Identification Checklist
- View the reflection from an angle to spot waviness or unevenness.
- Look for irregular foxing, edge darkening, and cloudy silvering loss.
- Inspect the back for old boards, nails, paper, repairs, and moisture staining.
- Compare frame wear with the apparent age of the mirror glass.
- Check for modern clips, screws, staples, or replacement backing.
- Photograph corner joins, gilding wear, hardware, and oxidation patterns.
- Do not scrape or remove backing if mercury glass or early silvering is possible.
- Consult a conservator or appraiser before restoring a valuable or fragile mirror.
Frequently Asked Questions
Does foxing always mean a mirror is antique?
No. Foxing can develop with age, but modern mirrors can be artificially distressed. Genuine age is more convincing when irregular oxidation matches old backing, frame wear, and hardware clues.
How can I tell if an antique mirror has replacement glass?
Look for very flat, bright glass in a heavily aged frame, modern clips, clean edges, new cardboard backing, or a mirror plate that fits awkwardly. A professional can confirm this more reliably in person.
Are mercury-backed mirrors dangerous?
Some early mirrors used mercury-tin amalgam, and disturbing damaged backing can be risky. Do not sand, scrape, or dismantle a suspected mercury mirror; consult a conservator for safe handling.

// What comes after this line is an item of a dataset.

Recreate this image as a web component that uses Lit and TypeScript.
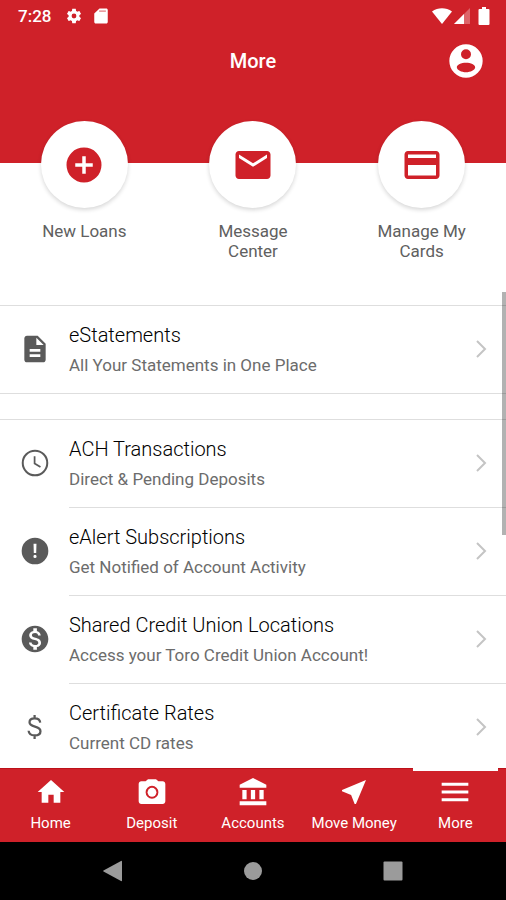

Should I clean the dark spots off an old mirror?
No. Dark spots are usually deterioration behind the glass, not surface dirt. Aggressive cleaning can damage the frame, gilding, or backing, and it will not reverse desilvering.
Can an antique frame with new glass still be valuable?
Yes, depending on the frame quality, age, condition, and market demand. However, original glass is often an important factor for collectors, so replacement should be disclosed when known.
Final Thoughts
Identifying an antique mirror is a process of matching evidence from the glass, oxidation, backing, frame, and hardware. When the clues agree, you can describe the mirror more confidently; when they conflict, document the differences and get expert advice before cleaning, selling, or restoring it.